Sí, el balón llegó a la portería, flojo, raso y al centro. González, héroe de un día, se hizo con él fácilmente y soltó el puño al aire como si la liga la hubiera ganado él. Aquello fue innecesario. Hay que aprender de las películas de mafiosos: allí no celebran las muertes, simplemente son parte de su trabajo. Riazor enmudeció, presidente en lágrimas incluido, y Arsenio, en rueda de prensa se limitó a decir con un hilo de voz: "Sabíamos que podía pasar esto, sabíamos que podíamos defraudarles...". Fue terrible. Durante años he lamentado haberme posicionado del lado incorrecto aquel día. Algo dentro de mí me dice que yo debería haber deseado que el Deportivo marcara ese penalti y sus aficionados tuvieran su liga.

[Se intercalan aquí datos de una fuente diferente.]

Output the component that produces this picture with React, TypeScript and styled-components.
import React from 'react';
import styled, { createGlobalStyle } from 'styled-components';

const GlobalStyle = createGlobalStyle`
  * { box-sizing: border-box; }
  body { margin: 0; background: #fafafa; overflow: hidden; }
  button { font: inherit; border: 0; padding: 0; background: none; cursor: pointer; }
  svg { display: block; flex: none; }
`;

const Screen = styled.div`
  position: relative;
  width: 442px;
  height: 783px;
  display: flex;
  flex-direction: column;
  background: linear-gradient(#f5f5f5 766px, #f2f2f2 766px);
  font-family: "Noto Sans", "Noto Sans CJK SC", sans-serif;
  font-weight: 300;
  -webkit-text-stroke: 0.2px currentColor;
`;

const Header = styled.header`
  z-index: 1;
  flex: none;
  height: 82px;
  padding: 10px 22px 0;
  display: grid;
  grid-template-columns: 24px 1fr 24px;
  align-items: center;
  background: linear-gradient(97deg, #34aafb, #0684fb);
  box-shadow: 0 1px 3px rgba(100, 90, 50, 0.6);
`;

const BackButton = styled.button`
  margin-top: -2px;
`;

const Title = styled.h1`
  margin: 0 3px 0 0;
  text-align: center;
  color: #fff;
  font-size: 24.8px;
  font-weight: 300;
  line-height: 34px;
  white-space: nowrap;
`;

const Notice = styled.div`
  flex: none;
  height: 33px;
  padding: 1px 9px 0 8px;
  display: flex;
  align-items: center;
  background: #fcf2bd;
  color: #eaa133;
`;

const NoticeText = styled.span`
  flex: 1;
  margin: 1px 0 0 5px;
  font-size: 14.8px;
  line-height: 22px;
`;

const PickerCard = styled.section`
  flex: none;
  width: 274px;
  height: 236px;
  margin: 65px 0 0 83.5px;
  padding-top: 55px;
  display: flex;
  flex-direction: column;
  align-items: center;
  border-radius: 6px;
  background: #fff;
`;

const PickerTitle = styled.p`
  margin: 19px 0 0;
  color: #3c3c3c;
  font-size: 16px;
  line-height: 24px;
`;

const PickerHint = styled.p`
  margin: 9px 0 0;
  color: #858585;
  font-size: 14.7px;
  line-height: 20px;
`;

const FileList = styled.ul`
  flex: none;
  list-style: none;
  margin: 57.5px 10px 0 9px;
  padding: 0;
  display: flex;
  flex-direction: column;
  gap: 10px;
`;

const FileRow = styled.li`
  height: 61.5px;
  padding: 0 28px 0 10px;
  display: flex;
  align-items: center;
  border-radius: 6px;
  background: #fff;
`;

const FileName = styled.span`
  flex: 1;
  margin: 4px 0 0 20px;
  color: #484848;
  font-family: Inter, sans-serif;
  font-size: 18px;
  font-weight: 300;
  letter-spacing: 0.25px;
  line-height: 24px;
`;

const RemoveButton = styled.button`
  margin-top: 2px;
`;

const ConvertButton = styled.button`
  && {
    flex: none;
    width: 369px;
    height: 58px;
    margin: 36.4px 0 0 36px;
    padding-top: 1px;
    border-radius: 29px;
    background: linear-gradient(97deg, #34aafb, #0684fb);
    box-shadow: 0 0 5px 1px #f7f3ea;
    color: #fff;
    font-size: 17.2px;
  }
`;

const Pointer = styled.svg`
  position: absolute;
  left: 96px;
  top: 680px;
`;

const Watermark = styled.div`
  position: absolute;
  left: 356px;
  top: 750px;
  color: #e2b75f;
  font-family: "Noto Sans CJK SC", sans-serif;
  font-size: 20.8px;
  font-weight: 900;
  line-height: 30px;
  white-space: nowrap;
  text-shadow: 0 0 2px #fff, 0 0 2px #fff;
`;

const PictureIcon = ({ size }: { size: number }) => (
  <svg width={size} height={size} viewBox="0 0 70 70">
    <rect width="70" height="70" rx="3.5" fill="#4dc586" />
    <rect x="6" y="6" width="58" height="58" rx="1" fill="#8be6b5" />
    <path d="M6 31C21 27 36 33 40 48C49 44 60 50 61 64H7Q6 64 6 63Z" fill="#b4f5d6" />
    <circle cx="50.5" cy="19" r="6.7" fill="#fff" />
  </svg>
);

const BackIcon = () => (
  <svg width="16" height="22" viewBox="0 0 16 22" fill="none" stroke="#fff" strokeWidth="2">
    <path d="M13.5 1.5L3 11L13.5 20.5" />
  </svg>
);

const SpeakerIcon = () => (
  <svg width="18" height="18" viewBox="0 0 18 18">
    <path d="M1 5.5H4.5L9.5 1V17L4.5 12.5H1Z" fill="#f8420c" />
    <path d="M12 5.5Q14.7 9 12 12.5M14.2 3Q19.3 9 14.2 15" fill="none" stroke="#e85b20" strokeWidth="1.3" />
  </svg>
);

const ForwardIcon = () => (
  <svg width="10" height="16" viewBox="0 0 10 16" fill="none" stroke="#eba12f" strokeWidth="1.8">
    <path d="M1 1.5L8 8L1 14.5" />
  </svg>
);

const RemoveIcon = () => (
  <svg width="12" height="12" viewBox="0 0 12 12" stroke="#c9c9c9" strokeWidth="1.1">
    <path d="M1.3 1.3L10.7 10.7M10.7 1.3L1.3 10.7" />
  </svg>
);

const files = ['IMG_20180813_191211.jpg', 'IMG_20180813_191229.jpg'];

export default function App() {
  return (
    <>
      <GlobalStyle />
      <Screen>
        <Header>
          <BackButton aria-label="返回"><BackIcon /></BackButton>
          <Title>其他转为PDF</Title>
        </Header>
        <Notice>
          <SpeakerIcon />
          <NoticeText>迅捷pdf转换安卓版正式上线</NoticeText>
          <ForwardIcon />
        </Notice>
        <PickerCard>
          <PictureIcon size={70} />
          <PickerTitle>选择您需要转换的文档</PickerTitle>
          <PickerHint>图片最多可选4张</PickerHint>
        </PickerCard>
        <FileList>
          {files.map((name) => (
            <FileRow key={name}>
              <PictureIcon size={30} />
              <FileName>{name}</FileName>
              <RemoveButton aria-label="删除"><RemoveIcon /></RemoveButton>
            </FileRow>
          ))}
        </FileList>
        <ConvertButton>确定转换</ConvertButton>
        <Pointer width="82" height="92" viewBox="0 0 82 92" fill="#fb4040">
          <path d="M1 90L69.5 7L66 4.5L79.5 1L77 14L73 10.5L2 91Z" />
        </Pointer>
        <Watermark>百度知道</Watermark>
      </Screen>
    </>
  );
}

No fue así: celebré, salté, grité y besé a mi amiga, vuelta de la cocina ya sin las manos en la cara. Los madridistas se fueron dispersando y cogieron de nuevo sus vasos. La culpabilidad no empezó hasta unos días más tarde, viendo a toda esa gente destrozada mientras el Barça celebraba lo que no era sino un título más dentro de una colección más o menos grande en aquel momento.

Afortunadamente, el destino fue propicio para el Deportivo: el año siguiente ganó la Copa del Rey en Madrid. Una final que se tuvo que jugar en dos días por la mayor granizada que yo recuerdo en mi vida: ganó al Valencia -siempre el Valencia- por dos goles a uno, el último de ellos marcado por Alfredo, que ya le había dado una Copa al Atleti cuatro años antes. En mayo de 2000, también en la última jornada, también frente al Barcelona de Van Gaal, también, creo recordar, que el día de mi cumpleaños, consiguieron su primera liga. La tan esperada liga. Luego caería una Copa y finalmente, un descenso.

Aquel título parecía cerrar un ciclo y supuso un gran alivio para todos, no solo para Djukic, también, sobre todo, para mí.

viernes, 3 de junio de 2011

Jesulín de Ubrique


Uno se convertía en un icono pop cuando los guiñoles le incluían en su programa. Aunque fuera como un tonto que solo sabe decir una frase. Jesulín apareció en los ruedos cuando aún no había cumplido la veintena y batió todos los records de corridas en un año -disculpen la expresión- en una especie de maratón hacia la gloria. Era el torero popular por antonomasia, salido justo al rebufo de El Cordobés hijo y sus intentos de remedar el "salto de la rana" paterno. Toreaba en cualquier plaza, cualquier día, traía loco a los críticos, empeñados en repetir "No es esto, no es esto". En cuanto llegó El Juli respiraron tranquilos.

Jesulín no cosechó sus triunfos ni en Las Ventas ni en la Monumental ni en la Maestranza sino en los platós televisivos, con esa figura desgarbada, sonrisa del pueblo. Jesulín y sus tórridos romances con las mujeres, una cuestión incomprensible. El atractivo del éxito desde abajo, más abajo imposible. Ambiciones y Belén Esteban. Todo empezó ahí. El horror. Jesulín estaba tan seguro de su atractivo que se encerró un día de 1995 en Aranjuez con seis toros y miles de mujeres. Una corrida solo para ellas. Una especie de bukake a la inversa para el ego del de Ubrique, que recogía bragas y sujetadores de la arena como si cantara en Los Pecos.

Como todo torero tuvo tardes mejores y peores. Cogidas. Abucheos. En San Isidro le tenían enfilado siempre y él creía que no se era justo con su trayectoria. Había llevado el toreo al pueblo, decía, mientras los puristas se debatían entre Enrique Ponce y José Tomás o los últimos coletazos de César Rincón. Espartaco, el fenómeno de masas de los 80, no acababa de recuperarse de sus lesiones. Entre Andreítas y Campanarios, Jesulín fue perdiendo la concentración y las ganas. Tenía dinero para ocho vidas, ¿por qué jugarse la primera delante de un morlaco?

Se pasó fugazmente a la canción, todo dentro de la estética Telecinco, festival de Benidorm incluido. Toda, toda, toda, te necesito toda, sin pronunciar las "d", total, para qué. Aquello, afortunadamente, no fue más lejos. Se le atribuyeron romances y una muy buena vida. Empezó a espaciar sus faenas y a anunciar retiradas. Había empezado a los 16 y a los 25 ya no quedaba rastro de motivación. Era lógico. Se cansó de verse en televisión a todas horas y se refugió detrás de su esposa. Viéndolo desde la distancia, nadie puede negarle que hizo lo que debía.